## SUPPLIED INFORMATION
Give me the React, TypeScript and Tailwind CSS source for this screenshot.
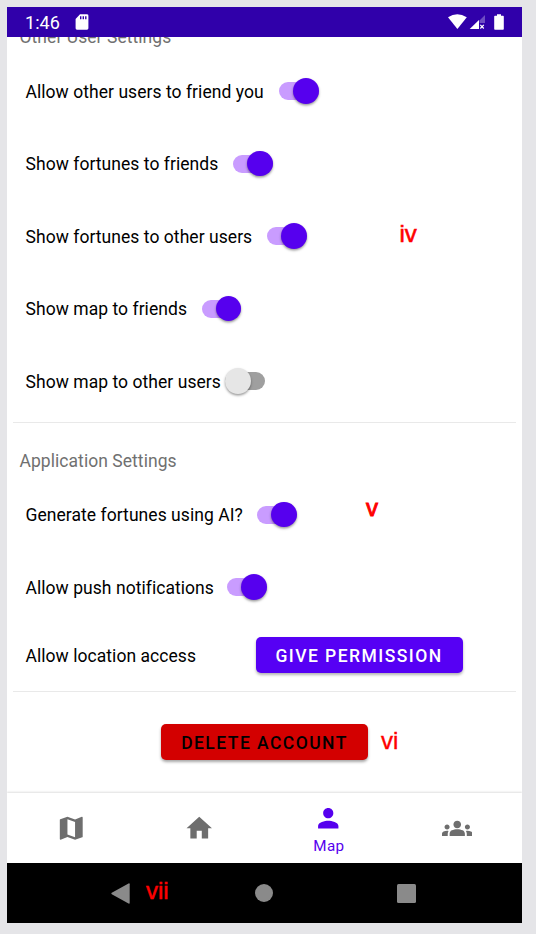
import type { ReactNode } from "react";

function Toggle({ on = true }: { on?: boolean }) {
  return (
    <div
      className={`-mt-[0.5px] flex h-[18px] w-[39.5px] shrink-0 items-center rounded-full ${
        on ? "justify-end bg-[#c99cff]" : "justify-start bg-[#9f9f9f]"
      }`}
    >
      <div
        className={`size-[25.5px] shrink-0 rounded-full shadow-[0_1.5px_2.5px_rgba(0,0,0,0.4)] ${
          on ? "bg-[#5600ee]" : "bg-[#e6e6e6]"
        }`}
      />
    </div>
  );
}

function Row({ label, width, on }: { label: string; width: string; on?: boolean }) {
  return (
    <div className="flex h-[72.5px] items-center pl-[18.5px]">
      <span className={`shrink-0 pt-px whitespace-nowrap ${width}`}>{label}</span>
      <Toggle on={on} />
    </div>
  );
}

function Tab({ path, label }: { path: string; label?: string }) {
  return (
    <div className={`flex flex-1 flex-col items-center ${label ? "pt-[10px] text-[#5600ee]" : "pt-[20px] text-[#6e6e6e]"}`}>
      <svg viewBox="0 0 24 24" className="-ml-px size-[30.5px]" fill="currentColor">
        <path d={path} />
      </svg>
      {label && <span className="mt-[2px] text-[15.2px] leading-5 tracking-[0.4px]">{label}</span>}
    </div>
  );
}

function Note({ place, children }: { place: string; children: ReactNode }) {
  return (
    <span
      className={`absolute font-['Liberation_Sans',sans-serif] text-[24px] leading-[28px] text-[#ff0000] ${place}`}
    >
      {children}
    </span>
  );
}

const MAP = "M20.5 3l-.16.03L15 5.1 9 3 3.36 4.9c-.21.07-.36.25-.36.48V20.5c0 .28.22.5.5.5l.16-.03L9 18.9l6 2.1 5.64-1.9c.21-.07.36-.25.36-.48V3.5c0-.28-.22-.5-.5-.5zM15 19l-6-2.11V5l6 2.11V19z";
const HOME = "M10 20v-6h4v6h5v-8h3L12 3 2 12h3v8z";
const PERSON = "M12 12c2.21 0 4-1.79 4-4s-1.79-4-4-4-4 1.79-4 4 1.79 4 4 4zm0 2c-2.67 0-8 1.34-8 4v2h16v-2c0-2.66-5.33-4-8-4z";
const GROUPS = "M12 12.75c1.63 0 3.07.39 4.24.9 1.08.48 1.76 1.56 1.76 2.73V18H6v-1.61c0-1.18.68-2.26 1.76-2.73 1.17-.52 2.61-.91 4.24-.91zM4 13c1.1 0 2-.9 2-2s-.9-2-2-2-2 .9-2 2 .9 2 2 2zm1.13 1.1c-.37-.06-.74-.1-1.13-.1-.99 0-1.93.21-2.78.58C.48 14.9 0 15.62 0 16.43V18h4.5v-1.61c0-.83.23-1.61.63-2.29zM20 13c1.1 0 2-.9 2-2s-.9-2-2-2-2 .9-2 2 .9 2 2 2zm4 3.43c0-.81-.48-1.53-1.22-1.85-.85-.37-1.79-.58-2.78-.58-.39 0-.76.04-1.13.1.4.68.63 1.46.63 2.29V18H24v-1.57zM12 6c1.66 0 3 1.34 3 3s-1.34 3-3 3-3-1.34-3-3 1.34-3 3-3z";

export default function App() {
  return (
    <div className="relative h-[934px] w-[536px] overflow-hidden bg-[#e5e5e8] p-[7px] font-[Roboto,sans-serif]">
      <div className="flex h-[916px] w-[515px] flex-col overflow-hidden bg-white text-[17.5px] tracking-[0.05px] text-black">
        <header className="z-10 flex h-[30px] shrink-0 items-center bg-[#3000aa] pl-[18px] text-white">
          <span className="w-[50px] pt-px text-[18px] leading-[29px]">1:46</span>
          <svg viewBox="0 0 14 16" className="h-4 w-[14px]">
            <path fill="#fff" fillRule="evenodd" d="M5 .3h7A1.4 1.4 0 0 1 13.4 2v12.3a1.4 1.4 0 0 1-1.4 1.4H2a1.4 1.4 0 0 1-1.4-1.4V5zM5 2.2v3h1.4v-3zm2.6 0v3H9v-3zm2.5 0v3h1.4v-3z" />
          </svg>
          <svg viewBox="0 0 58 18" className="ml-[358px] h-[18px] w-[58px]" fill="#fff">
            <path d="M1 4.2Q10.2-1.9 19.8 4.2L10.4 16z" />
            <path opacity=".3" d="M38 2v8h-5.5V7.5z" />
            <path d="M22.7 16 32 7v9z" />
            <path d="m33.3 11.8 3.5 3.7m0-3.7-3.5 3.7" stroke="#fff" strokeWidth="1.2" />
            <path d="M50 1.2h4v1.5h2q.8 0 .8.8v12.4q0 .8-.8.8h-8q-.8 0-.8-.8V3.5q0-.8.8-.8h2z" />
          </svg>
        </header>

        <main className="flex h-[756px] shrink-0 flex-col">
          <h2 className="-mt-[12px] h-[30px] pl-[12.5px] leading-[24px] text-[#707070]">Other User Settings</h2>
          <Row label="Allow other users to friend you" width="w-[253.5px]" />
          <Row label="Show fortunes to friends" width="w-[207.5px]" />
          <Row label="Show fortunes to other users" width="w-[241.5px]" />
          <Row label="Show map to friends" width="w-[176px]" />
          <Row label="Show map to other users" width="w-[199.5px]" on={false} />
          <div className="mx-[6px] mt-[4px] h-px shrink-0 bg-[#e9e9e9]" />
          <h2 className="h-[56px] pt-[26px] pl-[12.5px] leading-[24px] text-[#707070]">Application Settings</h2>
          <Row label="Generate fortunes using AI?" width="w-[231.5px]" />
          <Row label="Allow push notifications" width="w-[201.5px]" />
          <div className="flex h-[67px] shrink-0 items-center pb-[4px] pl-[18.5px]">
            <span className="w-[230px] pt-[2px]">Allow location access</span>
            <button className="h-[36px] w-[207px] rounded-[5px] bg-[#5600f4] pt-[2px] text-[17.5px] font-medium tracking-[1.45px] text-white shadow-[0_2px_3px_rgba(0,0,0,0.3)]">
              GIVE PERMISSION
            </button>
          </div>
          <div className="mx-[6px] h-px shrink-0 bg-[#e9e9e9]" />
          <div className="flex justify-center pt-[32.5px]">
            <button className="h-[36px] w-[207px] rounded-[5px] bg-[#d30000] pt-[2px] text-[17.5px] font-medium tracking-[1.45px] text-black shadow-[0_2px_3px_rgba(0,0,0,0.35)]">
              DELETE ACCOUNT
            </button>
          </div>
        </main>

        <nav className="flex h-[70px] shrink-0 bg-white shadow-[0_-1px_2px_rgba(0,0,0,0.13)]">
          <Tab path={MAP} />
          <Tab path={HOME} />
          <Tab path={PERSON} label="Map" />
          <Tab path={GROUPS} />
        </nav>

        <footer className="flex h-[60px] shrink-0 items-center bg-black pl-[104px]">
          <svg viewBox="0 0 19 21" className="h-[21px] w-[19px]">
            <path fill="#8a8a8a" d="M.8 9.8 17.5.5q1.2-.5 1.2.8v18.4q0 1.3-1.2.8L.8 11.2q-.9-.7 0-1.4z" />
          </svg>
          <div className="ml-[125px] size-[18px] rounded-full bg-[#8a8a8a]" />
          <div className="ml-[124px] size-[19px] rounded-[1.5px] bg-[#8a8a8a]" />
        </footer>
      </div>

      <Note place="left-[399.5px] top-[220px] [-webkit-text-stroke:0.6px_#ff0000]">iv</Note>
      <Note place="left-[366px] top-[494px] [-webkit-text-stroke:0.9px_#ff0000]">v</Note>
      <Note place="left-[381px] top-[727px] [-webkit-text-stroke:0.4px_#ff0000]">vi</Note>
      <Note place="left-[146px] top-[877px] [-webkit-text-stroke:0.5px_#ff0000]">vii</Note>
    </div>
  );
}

## EXERCISE
Quote everything in the listing above exactly; pictures are the only thing to omit.

## EXERCISE SOLUTION
Give me the React, TypeScript and Tailwind CSS source for this screenshot.
import type { ReactNode } from "react";

function Toggle({ on = true }: { on?: boolean }) {
  return (
    <div
      className={`-mt-[0.5px] flex h-[18px] w-[39.5px] shrink-0 items-center rounded-full ${
        on ? "justify-end bg-[#c99cff]" : "justify-start bg-[#9f9f9f]"
      }`}
    >
      <div
        className={`size-[25.5px] shrink-0 rounded-full shadow-[0_1.5px_2.5px_rgba(0,0,0,0.4)] ${
          on ? "bg-[#5600ee]" : "bg-[#e6e6e6]"
        }`}
      />
    </div>
  );
}

function Row({ label, width, on }: { label: string; width: string; on?: boolean }) {
  return (
    <div className="flex h-[72.5px] items-center pl-[18.5px]">
      <span className={`shrink-0 pt-px whitespace-nowrap ${width}`}>{label}</span>
      <Toggle on={on} />
    </div>
  );
}

function Tab({ path, label }: { path: string; label?: string }) {
  return (
    <div className={`flex flex-1 flex-col items-center ${label ? "pt-[10px] text-[#5600ee]" : "pt-[20px] text-[#6e6e6e]"}`}>
      <svg viewBox="0 0 24 24" className="-ml-px size-[30.5px]" fill="currentColor">
        <path d={path} />
      </svg>
      {label && <span className="mt-[2px] text-[15.2px] leading-5 tracking-[0.4px]">{label}</span>}
    </div>
  );
}

function Note({ place, children }: { place: string; children: ReactNode }) {
  return (
    <span
      className={`absolute font-['Liberation_Sans',sans-serif] text-[24px] leading-[28px] text-[#ff0000] ${place}`}
    >
      {children}
    </span>
  );
}

const MAP = "M20.5 3l-.16.03L15 5.1 9 3 3.36 4.9c-.21.07-.36.25-.36.48V20.5c0 .28.22.5.5.5l.16-.03L9 18.9l6 2.1 5.64-1.9c.21-.07.36-.25.36-.48V3.5c0-.28-.22-.5-.5-.5zM15 19l-6-2.11V5l6 2.11V19z";
const HOME = "M10 20v-6h4v6h5v-8h3L12 3 2 12h3v8z";
const PERSON = "M12 12c2.21 0 4-1.79 4-4s-1.79-4-4-4-4 1.79-4 4 1.79 4 4 4zm0 2c-2.67 0-8 1.34-8 4v2h16v-2c0-2.66-5.33-4-8-4z";
const GROUPS = "M12 12.75c1.63 0 3.07.39 4.24.9 1.08.48 1.76 1.56 1.76 2.73V18H6v-1.61c0-1.18.68-2.26 1.76-2.73 1.17-.52 2.61-.91 4.24-.91zM4 13c1.1 0 2-.9 2-2s-.9-2-2-2-2 .9-2 2 .9 2 2 2zm1.13 1.1c-.37-.06-.74-.1-1.13-.1-.99 0-1.93.21-2.78.58C.48 14.9 0 15.62 0 16.43V18h4.5v-1.61c0-.83.23-1.61.63-2.29zM20 13c1.1 0 2-.9 2-2s-.9-2-2-2-2 .9-2 2 .9 2 2 2zm4 3.43c0-.81-.48-1.53-1.22-1.85-.85-.37-1.79-.58-2.78-.58-.39 0-.76.04-1.13.1.4.68.63 1.46.63 2.29V18H24v-1.57zM12 6c1.66 0 3 1.34 3 3s-1.34 3-3 3-3-1.34-3-3 1.34-3 3-3z";

export default function App() {
  return (
    <div className="relative h-[934px] w-[536px] overflow-hidden bg-[#e5e5e8] p-[7px] font-[Roboto,sans-serif]">
      <div className="flex h-[916px] w-[515px] flex-col overflow-hidden bg-white text-[17.5px] tracking-[0.05px] text-black">
        <header className="z-10 flex h-[30px] shrink-0 items-center bg-[#3000aa] pl-[18px] text-white">
          <span className="w-[50px] pt-px text-[18px] leading-[29px]">1:46</span>
          <svg viewBox="0 0 14 16" className="h-4 w-[14px]">
            <path fill="#fff" fillRule="evenodd" d="M5 .3h7A1.4 1.4 0 0 1 13.4 2v12.3a1.4 1.4 0 0 1-1.4 1.4H2a1.4 1.4 0 0 1-1.4-1.4V5zM5 2.2v3h1.4v-3zm2.6 0v3H9v-3zm2.5 0v3h1.4v-3z" />
          </svg>
          <svg viewBox="0 0 58 18" className="ml-[358px] h-[18px] w-[58px]" fill="#fff">
            <path d="M1 4.2Q10.2-1.9 19.8 4.2L10.4 16z" />
            <path opacity=".3" d="M38 2v8h-5.5V7.5z" />
            <path d="M22.7 16 32 7v9z" />
            <path d="m33.3 11.8 3.5 3.7m0-3.7-3.5 3.7" stroke="#fff" strokeWidth="1.2" />
            <path d="M50 1.2h4v1.5h2q.8 0 .8.8v12.4q0 .8-.8.8h-8q-.8 0-.8-.8V3.5q0-.8.8-.8h2z" />
          </svg>
        </header>

        <main className="flex h-[756px] shrink-0 flex-col">
          <h2 className="-mt-[12px] h-[30px] pl-[12.5px] leading-[24px] text-[#707070]">Other User Settings</h2>
          <Row label="Allow other users to friend you" width="w-[253.5px]" />
          <Row label="Show fortunes to friends" width="w-[207.5px]" />
          <Row label="Show fortunes to other users" width="w-[241.5px]" />
          <Row label="Show map to friends" width="w-[176px]" />
          <Row label="Show map to other users" width="w-[199.5px]" on={false} />
          <div className="mx-[6px] mt-[4px] h-px shrink-0 bg-[#e9e9e9]" />
          <h2 className="h-[56px] pt-[26px] pl-[12.5px] leading-[24px] text-[#707070]">Application Settings</h2>
          <Row label="Generate fortunes using AI?" width="w-[231.5px]" />
          <Row label="Allow push notifications" width="w-[201.5px]" />
          <div className="flex h-[67px] shrink-0 items-center pb-[4px] pl-[18.5px]">
            <span className="w-[230px] pt-[2px]">Allow location access</span>
            <button className="h-[36px] w-[207px] rounded-[5px] bg-[#5600f4] pt-[2px] text-[17.5px] font-medium tracking-[1.45px] text-white shadow-[0_2px_3px_rgba(0,0,0,0.3)]">
              GIVE PERMISSION
            </button>
          </div>
          <div className="mx-[6px] h-px shrink-0 bg-[#e9e9e9]" />
          <div className="flex justify-center pt-[32.5px]">
            <button className="h-[36px] w-[207px] rounded-[5px] bg-[#d30000] pt-[2px] text-[17.5px] font-medium tracking-[1.45px] text-black shadow-[0_2px_3px_rgba(0,0,0,0.35)]">
              DELETE ACCOUNT
            </button>
          </div>
        </main>

        <nav className="flex h-[70px] shrink-0 bg-white shadow-[0_-1px_2px_rgba(0,0,0,0.13)]">
          <Tab path={MAP} />
          <Tab path={HOME} />
          <Tab path={PERSON} label="Map" />
          <Tab path={GROUPS} />
        </nav>

        <footer className="flex h-[60px] shrink-0 items-center bg-black pl-[104px]">
          <svg viewBox="0 0 19 21" className="h-[21px] w-[19px]">
            <path fill="#8a8a8a" d="M.8 9.8 17.5.5q1.2-.5 1.2.8v18.4q0 1.3-1.2.8L.8 11.2q-.9-.7 0-1.4z" />
          </svg>
          <div className="ml-[125px] size-[18px] rounded-full bg-[#8a8a8a]" />
          <div className="ml-[124px] size-[19px] rounded-[1.5px] bg-[#8a8a8a]" />
        </footer>
      </div>

      <Note place="left-[399.5px] top-[220px] [-webkit-text-stroke:0.6px_#ff0000]">iv</Note>
      <Note place="left-[366px] top-[494px] [-webkit-text-stroke:0.9px_#ff0000]">v</Note>
      <Note place="left-[381px] top-[727px] [-webkit-text-stroke:0.4px_#ff0000]">vi</Note>
      <Note place="left-[146px] top-[877px] [-webkit-text-stroke:0.5px_#ff0000]">vii</Note>
    </div>
  );
}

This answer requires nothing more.